Snowball vs Avalanche: Which Strategy Is Right for You?
The debt snowball and debt avalanche are the two most well-known debt payoff strategies. Both work. The difference is in psychology versus pure math.
The Debt Snowball
Popularized by Dave Ramsey, the snowball method has you list your debts from smallest to largest balance. You attack the smallest one with every extra dollar you can find, while paying minimums on everything else. When the smallest is gone, you roll that entire payment into the next one.
The logic is behavioral: paying off a debt completely gives you a psychological win that keeps you motivated. Research backs this up. People who see tangible progress are more likely to continue.
The Debt Avalanche
The avalanche method ignores balance size entirely and targets your highest interest rate first. Mathematically, this is optimal. You are paying down the debt that is costing you the most per dollar, which minimizes total interest paid.
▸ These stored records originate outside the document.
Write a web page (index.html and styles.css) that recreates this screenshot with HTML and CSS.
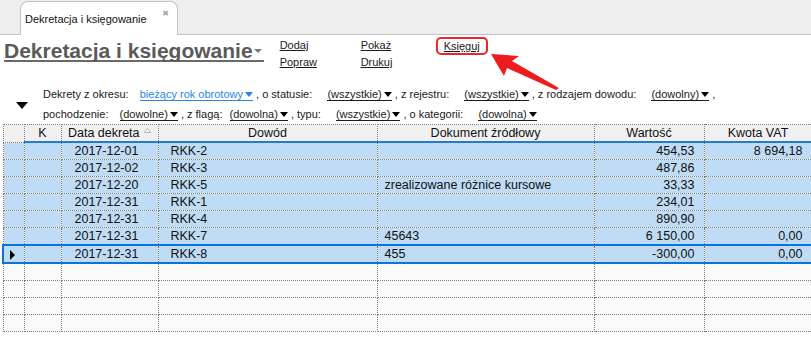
FILE: index.html
```html
<!DOCTYPE html>
<html lang="pl">
<head>
    <meta charset="UTF-8">
    <title>Dekretacja i księgowanie</title>
    <link rel="stylesheet" href="styles.css">
</head>
<body>
    <div class="tabbar">
        <div class="tab">
            <span class="tab-title">Dekretacja i księgowanie</span>
            <span class="tab-close">&#x2716;</span>
        </div>
    </div>

    <div class="page-head">
        <h1 class="page-title">Dekretacja i księgowanie<span class="caret-sm"></span></h1>
        <div class="actions">
            <div class="action-col col-1"><a href="#">Dodaj</a><a href="#">Popraw</a></div>
            <div class="action-col col-2"><a href="#">Pokaż</a><a href="#">Drukuj</a></div>
            <div class="action-col"><a href="#" class="marked">Księguj</a></div>
        </div>
    </div>

    <div class="filters">
        <div class="toggle"><span class="big-caret"></span></div>
        <div class="filter-lines">
            <div class="filter-line">
                <span>Dekrety z okresu:</span>
                <span class="pick pick-blue gap-m">bieżący rok obrotowy<span class="caret"></span></span>
                <span>, o statusie:</span>
                <span class="pick gap-l">(wszystkie)<span class="caret"></span></span>
                <span>, z rejestru:</span>
                <span class="pick gap-l">(wszystkie)<span class="caret"></span></span>
                <span>, z rodzajem dowodu:</span>
                <span class="pick gap-l">(dowolny)<span class="caret"></span></span>
                <span>,</span>
            </div>
            <div class="filter-line">
                <span>pochodzenie:</span>
                <span class="pick gap-m">(dowolne)<span class="caret"></span></span>
                <span>, z flagą:</span>
                <span class="pick gap-s">(dowolna)<span class="caret"></span></span>
                <span>, typu:</span>
                <span class="pick gap-l">(wszystkie)<span class="caret"></span></span>
                <span>, o kategorii:</span>
                <span class="pick gap-l">(dowolna)<span class="caret"></span></span>
            </div>
        </div>
    </div>

    <table class="grid">
        <colgroup>
            <col class="c-sel"><col class="c-k"><col class="c-date"><col class="c-doc">
            <col class="c-src"><col class="c-val"><col class="c-vat">
        </colgroup>
        <thead>
            <tr>
                <th class="sel"></th>
                <th>K</th>
                <th>Data dekreta <svg class="sort" width="7" height="5" viewBox="0 0 7 5"><path d="M0.5 4.5 L3.5 0.5 L6.5 4.5 Z" fill="#fff" stroke="#b5b5b5"/></svg></th>
                <th>Dowód</th>
                <th>Dokument źródłowy</th>
                <th>Wartość</th>
                <th>Kwota VAT</th>
            </tr>
        </thead>
        <tbody id="rows"></tbody>
    </table>

    <svg class="callout" width="811" height="340" viewBox="0 0 811 340">
        <polygon points="491,54 519,56 512,61 559,88 556,90 507,68 504,76" fill="#ee1c1c"/>
    </svg>

    <script>
        const rows = [
            { date: '2017-12-01', doc: 'RKK-2', src: '', val: '454,53', vat: '8 694,18' },
            { date: '2017-12-02', doc: 'RKK-3', src: '', val: '487,86', vat: '' },
            { date: '2017-12-20', doc: 'RKK-5', src: 'zrealizowane różnice kursowe', val: '33,33', vat: '' },
            { date: '2017-12-31', doc: 'RKK-1', src: '', val: '234,01', vat: '' },
            { date: '2017-12-31', doc: 'RKK-4', src: '', val: '890,90', vat: '' },
            { date: '2017-12-31', doc: 'RKK-7', src: '45643', val: '6 150,00', vat: '0,00' },
            { date: '2017-12-31', doc: 'RKK-8', src: '455', val: '-300,00', vat: '0,00', current: true }
        ];
        const body = document.getElementById('rows');

        rows.forEach(function (r) {
            const tr = document.createElement('tr');
            tr.className = r.current ? 'row current' : 'row';
            tr.innerHTML =
                '<td class="sel">' + (r.current ? '<span class="pointer"></span>' : '') + '</td>' +
                '<td></td>' +
                '<td class="date">' + r.date + '</td>' +
                '<td class="doc">' + r.doc + '</td>' +
                '<td class="src">' + r.src + '</td>' +
                '<td class="num">' + r.val + '</td>' +
                '<td class="num">' + r.vat + '</td>';
            body.appendChild(tr);
        });

        // empty lines below the data
        for (let i = 0; i < 4; i++) {
            const tr = document.createElement('tr');
            tr.className = 'row empty';
            tr.innerHTML = '<td class="sel"></td><td></td><td></td><td></td><td></td><td></td><td></td>';
            body.appendChild(tr);
        }
    </script>
</body>
</html>
```

FILE: styles.css
```css
body {
    margin: 0;
    width: 811px;
    height: 340px;
    overflow: hidden;
    position: relative;
    background: #fff;
    color: #111;
    font-family: 'Liberation Sans', Arial, sans-serif;
}

/* tab strip */
.tabbar {
    height: 34px;
    background: #eeeeee;
    border-bottom: 1px solid #c3c3c3;
    display: flex;
    align-items: flex-end;
    padding-left: 20px;
}
.tab {
    width: 158px;
    height: 34px;
    box-sizing: border-box;
    margin-bottom: -1px;
    background: #fff;
    border: 1px solid #c3c3c3;
    border-bottom: none;
    border-radius: 8px 8px 0 0;
    display: flex;
    align-items: flex-start;
    padding: 0 8px 0 4px;
}
.tab-title {
    font-size: 11px;
    line-height: 14px;
    padding-top: 10px;
    color: #111;
}
.tab-close {
    margin-left: auto;
    padding-top: 7px;
    font-size: 8px;
    line-height: 10px;
    color: #a8a8a8;
    font-family: 'DejaVu Sans', sans-serif;
}

/* title + actions */
.page-head {
    height: 50px;
    display: flex;
    align-items: flex-start;
    padding-left: 4px;
}
.page-title {
    margin: 6px 0 0 0;
    font-size: 21px;
    line-height: 19px;
    font-weight: bold;
    color: #5a5a5a;
    border-bottom: 2px solid #6a6a6a;
    display: flex;
    align-items: center;
}
.caret-sm {
    width: 0;
    height: 0;
    margin: 0 2px 0 1px;
    border-left: 4px solid transparent;
    border-right: 4px solid transparent;
    border-top: 4px solid #777;
}
.actions {
    display: flex;
    margin-left: 16px;
    margin-top: 2px;
}
.action-col {
    display: flex;
    flex-direction: column;
    align-items: flex-start;
}
.col-1 {
    width: 81px;
}
.col-2 {
    width: 75px;
}
.action-col a {
    font-size: 11px;
    line-height: 17px;
    color: #1a1a1a;
    text-decoration: underline;
}
.action-col a.marked {
    line-height: 14px;
    padding: 0 6px;
    border: 2px solid #e8262b;
    border-radius: 5px;
}

/* filter lines */
.filters {
    display: flex;
    height: 39px;
}
.toggle {
    width: 43px;
    display: flex;
    align-items: center;
    padding-left: 16px;
    box-sizing: border-box;
}
.big-caret {
    width: 0;
    height: 0;
    margin-top: 1px;
    border-left: 6px solid transparent;
    border-right: 6px solid transparent;
    border-top: 7px solid #000;
}
.filter-line {
    font-size: 11px;
    line-height: 19.5px;
    white-space: nowrap;
    color: #1a1a1a;
}
.pick {
    border-bottom: 1px solid #1a1a1a;
    line-height: 12px;
    display: inline-block;
}
.pick-blue {
    color: #2a86e0;
    border-bottom-color: #2a86e0;
}
.gap-s {
    margin-left: 4px;
}
.gap-m {
    margin-left: 8px;
}
.gap-l {
    margin-left: 12px;
}
.caret {
    display: inline-block;
    width: 0;
    height: 0;
    margin: 0 0 1px 2px;
    vertical-align: middle;
    border-left: 4px solid transparent;
    border-right: 4px solid transparent;
    border-top: 5px solid #000;
}
.pick-blue .caret {
    border-top-color: #2a86e0;
}

/* grid */
.grid {
    margin-left: 2px;
    width: 809px;
    table-layout: fixed;
    border-collapse: collapse;
    font-size: 12.5px;
}
.c-sel { width: 21px; }
.c-k { width: 37px; }
.c-date { width: 97px; }
.c-doc { width: 219px; }
.c-src { width: 217px; }
.c-val { width: 110px; }
.c-vat { width: 108px; }

.grid th,
.grid td {
    border: 1px dotted #7a7a7a;
    padding: 0;
    height: 16px;
    line-height: 16px;
    white-space: nowrap;
    overflow: hidden;
}
.grid th {
    background: #f0f0f0;
    font-weight: normal;
    color: #111;
    border-bottom: 2px solid #1e7cd6;
}
.grid th.sel {
    border-bottom: 1px dotted #7a7a7a;
}
.sort {
    margin-left: 1px;
    vertical-align: 4px;
}
.row td {
    background: #bfdcf4;
}
.row.empty td {
    background: #fafafa;
}
.row td.date {
    padding-left: 13px;
}
.row td.doc {
    padding-left: 12px;
}
.row td.src {
    padding-left: 7px;
}
.row td.num {
    text-align: right;
    padding-right: 9px;
}
.row.current td {
    border-top: 2px solid #0a75d6;
    border-bottom: 2px solid #0a75d6;
}
.row.current td.sel {
    border-left: 2px solid #0a75d6;
}
.pointer {
    display: inline-block;
    width: 0;
    height: 0;
    margin-left: 6px;
    border-top: 5px solid transparent;
    border-bottom: 5px solid transparent;
    border-left: 5px solid #000;
    vertical-align: middle;
}

/* red pointer drawn over the page */
.callout {
    position: absolute;
    left: 0;
    top: 0;
    pointer-events: none;
}
```
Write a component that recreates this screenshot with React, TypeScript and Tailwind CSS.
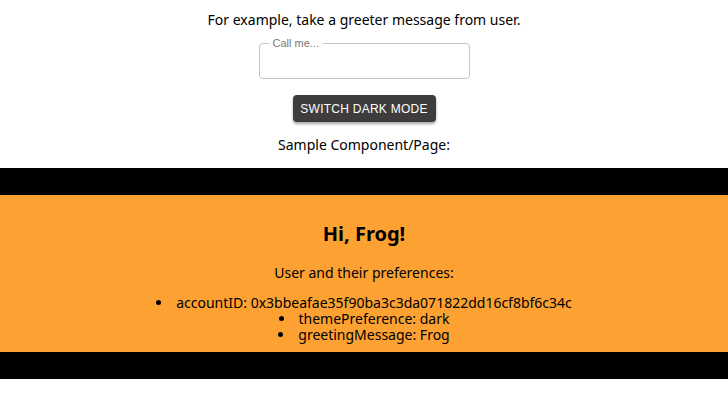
import { useState } from "react";

const USER = {
  accountID: "0x3bbeafae35f90ba3c3da071822dd16cf8bf6c34c",
  themePreference: "dark",
  greetingMessage: "Frog",
};

export default function App() {
  const [name, setName] = useState("");

  return (
    <div className="min-h-screen bg-white text-black font-['Noto_Sans',sans-serif]">
      {/* greeter input */}
      <div className="flex flex-col items-center pt-[10px]">
        <p className="text-[14px] leading-[20px]">
          For example, take a greeter message from user.
        </p>

        <div className="relative mt-[13px] w-[211px] h-[36px] rounded-[4px] border border-[#c4c4c4]">
          <span className="absolute left-[9px] top-[-7px] bg-white px-[4px] text-[11px] leading-[12px] text-[#777] font-['Liberation_Sans',sans-serif]">
            Call me...
          </span>
          <input
            value={name}
            onChange={(e) => setName(e.target.value)}
            className="w-full h-full bg-transparent px-[12px] text-[14px] outline-none"
          />
        </div>

        <button className="mt-[16px] w-[143px] h-[27px] rounded-[4px] bg-[#3e3c3c] text-[12px] text-white tracking-[0.25px] shadow-[0_2px_3px_rgba(0,0,0,0.35)] font-['Liberation_Sans',sans-serif]">
          SWITCH DARK MODE
        </button>

        <p className="mt-[13px] text-[14px] leading-[20px]">
          Sample Component/Page:
        </p>
      </div>

      {/* sample page */}
      <div className="mt-[13px] border-y-[27px] border-black bg-[#fda232]">
        <div className="flex flex-col items-center pt-[25px] pb-[9px]">
          <h1 className="text-[20px] leading-[28px] font-bold">
            Hi, {USER.greetingMessage}!
          </h1>
          <p className="mt-[15px] text-[14px] leading-[20px]">
            User and their preferences:
          </p>
          <ul className="mt-[12px] list-disc list-inside text-center text-[14px] leading-[16px]">
            <li>accountID: {USER.accountID}</li>
            <li>themePreference: {USER.themePreference}</li>
            <li>greetingMessage: {USER.greetingMessage}</li>
          </ul>
        </div>
      </div>
    </div>
  );
}
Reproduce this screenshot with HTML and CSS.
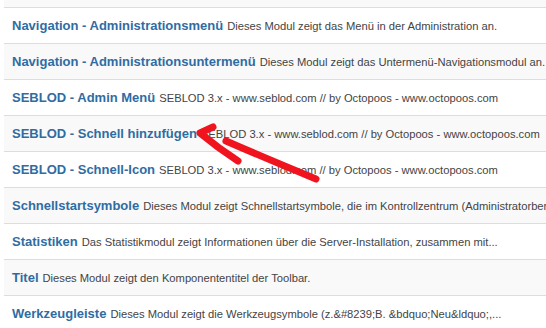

The catch: your highest-interest debt might also have a large balance, meaning it could take a long time before you see a debt fully cleared. That wait can erode motivation.
The Extra Payment Is Everything
Regardless of strategy, the variable that matters most is how much extra you can put toward debt each month beyond the minimums. Even $50-100/month extra compounds dramatically over a multi-year payoff period. Cut one subscription, redirect it to debt, and watch the payoff date move forward significantly.